Dozens of ISIS Jihad Brides Returning to Britain ‘Imminently’


Up to 80 jihad brides and their children are reportedly heading back to Britain from Kurdish custody in the Middle East.

Around 150 jihad brides with British citizenship are thought to have travelled to the Middle East to join the Islamic State, mostly with male partners or to become brides to jihadists already in theatre.

Many have now become widows in the custody of Kurdish fighters as the Islamic State’s physical caliphate — which once stretched across Syria and Iraq, with exclaves in places like Misrata, Libya — collapses in the face of sustained assaults by the Russian-backed Syrian government and Western-backed forces such as the Kurdish YPG.

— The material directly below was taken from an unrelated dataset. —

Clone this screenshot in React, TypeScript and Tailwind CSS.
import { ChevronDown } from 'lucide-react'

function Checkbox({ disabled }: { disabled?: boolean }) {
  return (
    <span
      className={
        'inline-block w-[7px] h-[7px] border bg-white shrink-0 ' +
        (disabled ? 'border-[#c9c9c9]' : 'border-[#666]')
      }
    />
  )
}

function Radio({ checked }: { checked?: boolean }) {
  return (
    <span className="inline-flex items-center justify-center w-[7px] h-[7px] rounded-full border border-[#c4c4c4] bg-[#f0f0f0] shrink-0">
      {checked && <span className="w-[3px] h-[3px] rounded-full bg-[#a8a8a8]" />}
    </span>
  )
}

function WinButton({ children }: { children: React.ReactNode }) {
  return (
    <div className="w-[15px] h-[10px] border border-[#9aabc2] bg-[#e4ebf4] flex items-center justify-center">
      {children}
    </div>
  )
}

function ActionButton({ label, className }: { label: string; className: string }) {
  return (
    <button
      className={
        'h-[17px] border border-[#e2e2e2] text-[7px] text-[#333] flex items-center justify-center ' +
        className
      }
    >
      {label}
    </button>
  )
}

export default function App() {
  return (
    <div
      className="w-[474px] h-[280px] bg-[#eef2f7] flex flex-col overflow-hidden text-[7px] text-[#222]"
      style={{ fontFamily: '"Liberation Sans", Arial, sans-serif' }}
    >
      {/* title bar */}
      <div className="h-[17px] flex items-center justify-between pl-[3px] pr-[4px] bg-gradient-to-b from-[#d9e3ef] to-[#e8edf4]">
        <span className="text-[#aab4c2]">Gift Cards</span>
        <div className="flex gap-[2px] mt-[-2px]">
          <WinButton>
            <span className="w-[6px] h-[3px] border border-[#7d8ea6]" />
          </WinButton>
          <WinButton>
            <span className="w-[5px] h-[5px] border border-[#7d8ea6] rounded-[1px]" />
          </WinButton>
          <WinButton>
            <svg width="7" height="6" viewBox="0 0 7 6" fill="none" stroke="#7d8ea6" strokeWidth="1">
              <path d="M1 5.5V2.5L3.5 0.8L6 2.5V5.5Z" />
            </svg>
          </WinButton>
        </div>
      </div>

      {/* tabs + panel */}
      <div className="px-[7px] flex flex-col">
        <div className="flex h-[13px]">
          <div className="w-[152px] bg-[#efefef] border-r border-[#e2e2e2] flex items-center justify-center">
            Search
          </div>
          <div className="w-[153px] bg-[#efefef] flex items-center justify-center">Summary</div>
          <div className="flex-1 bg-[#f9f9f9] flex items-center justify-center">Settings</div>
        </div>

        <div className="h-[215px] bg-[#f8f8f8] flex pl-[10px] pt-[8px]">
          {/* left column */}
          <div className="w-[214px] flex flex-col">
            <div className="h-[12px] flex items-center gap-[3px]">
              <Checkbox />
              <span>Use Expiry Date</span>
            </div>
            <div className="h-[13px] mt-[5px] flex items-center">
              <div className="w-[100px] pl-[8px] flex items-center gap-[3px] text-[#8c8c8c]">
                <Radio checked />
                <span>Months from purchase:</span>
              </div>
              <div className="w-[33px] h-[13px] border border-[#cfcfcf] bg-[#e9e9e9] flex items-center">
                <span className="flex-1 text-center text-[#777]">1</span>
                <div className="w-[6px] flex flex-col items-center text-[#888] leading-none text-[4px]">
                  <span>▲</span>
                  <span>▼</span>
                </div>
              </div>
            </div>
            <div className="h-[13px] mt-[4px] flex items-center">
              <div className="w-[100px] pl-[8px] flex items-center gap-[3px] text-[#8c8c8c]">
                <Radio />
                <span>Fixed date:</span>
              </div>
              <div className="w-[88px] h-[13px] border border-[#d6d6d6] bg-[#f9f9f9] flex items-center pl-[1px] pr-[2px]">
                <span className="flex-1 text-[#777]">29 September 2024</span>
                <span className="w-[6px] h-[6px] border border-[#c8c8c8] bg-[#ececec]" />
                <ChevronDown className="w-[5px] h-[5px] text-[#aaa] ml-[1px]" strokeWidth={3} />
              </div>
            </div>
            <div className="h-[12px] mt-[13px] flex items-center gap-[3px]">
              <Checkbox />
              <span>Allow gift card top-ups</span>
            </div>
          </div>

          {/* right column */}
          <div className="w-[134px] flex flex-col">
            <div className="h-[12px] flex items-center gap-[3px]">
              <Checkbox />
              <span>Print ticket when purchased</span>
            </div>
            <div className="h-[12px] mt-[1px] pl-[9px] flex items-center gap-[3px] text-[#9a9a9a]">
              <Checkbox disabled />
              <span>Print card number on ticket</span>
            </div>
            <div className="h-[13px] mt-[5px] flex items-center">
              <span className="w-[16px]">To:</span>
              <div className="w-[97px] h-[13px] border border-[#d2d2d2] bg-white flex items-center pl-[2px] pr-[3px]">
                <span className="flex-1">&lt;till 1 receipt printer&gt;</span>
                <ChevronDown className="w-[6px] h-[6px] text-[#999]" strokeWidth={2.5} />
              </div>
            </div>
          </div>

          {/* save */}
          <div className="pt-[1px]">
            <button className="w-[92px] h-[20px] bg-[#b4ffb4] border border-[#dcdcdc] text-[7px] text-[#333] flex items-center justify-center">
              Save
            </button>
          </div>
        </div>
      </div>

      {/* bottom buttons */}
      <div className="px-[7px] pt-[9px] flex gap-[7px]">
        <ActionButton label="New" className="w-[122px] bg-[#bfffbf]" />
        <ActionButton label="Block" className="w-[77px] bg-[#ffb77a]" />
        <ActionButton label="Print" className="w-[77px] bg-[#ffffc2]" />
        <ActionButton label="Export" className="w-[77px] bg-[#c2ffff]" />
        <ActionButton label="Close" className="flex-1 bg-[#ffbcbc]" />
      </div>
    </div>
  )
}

Kurdish leader Abdul Karim Omar now says he wants to “hand over” the foreign extremists who once flocked to the region, according to The Times, vowing: “We will not let them stay here.”

The French government recently said they would accept children being repatriated, but not their adult parents — but Theresa May’s government appears to be a softer touch, with a relative of one ‘British’ bride claiming she had been issued with a new passport and travel documents for her children, and that she and around 80 women like her are likely to return imminently. More may follow.

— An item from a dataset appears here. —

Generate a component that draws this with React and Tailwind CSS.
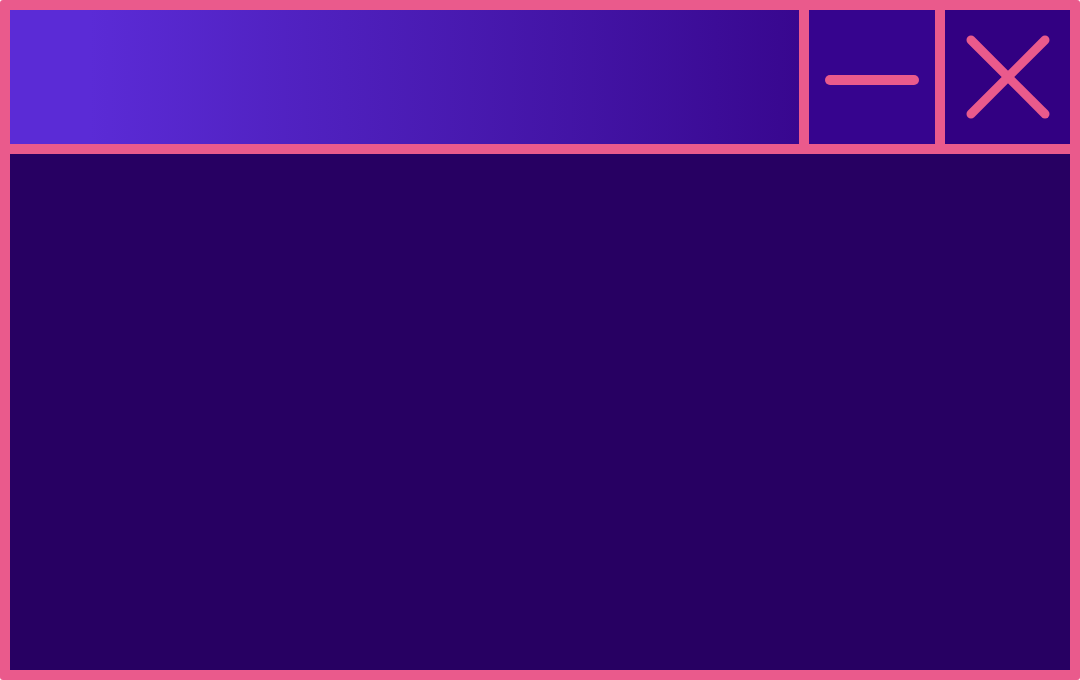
export default function App() {
  return (
    <div className="w-[1080px] h-[680px] bg-[#ea5a8c] p-[10px] rounded-[3px] flex flex-col gap-[10px]">
      <div className="h-[134px] flex gap-[10px]">
        <div className="flex-1 bg-gradient-to-r from-[#5b2bd6] from-10% to-[#38078f]" />
        <button className="w-[126px] bg-[#36048e] flex items-center justify-center pt-[6px]">
          <svg width="96" height="12" viewBox="0 0 96 12">
            <line x1="6" y1="6" x2="90" y2="6" stroke="#ea5a8c" strokeWidth="10" strokeLinecap="round" />
          </svg>
        </button>
        <button className="w-[125px] bg-[#320082] flex items-center justify-center">
          <svg width="84" height="84" viewBox="0 0 84 84">
            <line x1="5" y1="5" x2="79" y2="79" stroke="#ea5a8c" strokeWidth="9" strokeLinecap="round" />
            <line x1="79" y1="5" x2="5" y2="79" stroke="#ea5a8c" strokeWidth="9" strokeLinecap="round" />
          </svg>
        </button>
      </div>
      <div className="flex-1 bg-[#270062]" />
    </div>
  )
}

“The vast majority of those returning to Britain from Syria are women and children,” one British official confirmed by way of justification — although female jihadists have been convicted for terror plots in the UK.

“The more concerning cases — particularly the men — have not been returning. But we will speak to everyone… because they may have been involved in terrorist activity,” they added.

This does not appear to be quite true, however, as previous reports have indicated that a large number of Islamic State volunteers have returned to Britain, and that the authorities have not seen great success in either prosecuting or even monitoring them, due to difficulties gathering evidence of crimes in their Middle East — which is, of course, a war zone — and a lack of police and security resources to surveil them all.

Only one female returnee, Tareena Shakil, from Birmingham, has been successfully convicted.

Opinion on whether or not jihad brides should be allowed to return is reportedly divided, with the neighbour of two sisters who travelled to the Islamic State from east London suggesting “The children should definitely be allowed to return because they are so young and they’ve done nothing wrong” — although side-steps the question of whether Britain has any real obligation to children born in the Middle East to migration-background women.

Another local resident was less indulgent, stating simply: “They’ve made their bed, now they should lie in it… Last year’s attacks in London and Manchester showed that we’ve got enough jihadists here already. We don’t need any more.”

Salman Abedi, the suicide bomber who targetted an Ariana Grande concert attended mainly by children and young people, was the son of an Islamist refugee from Libya.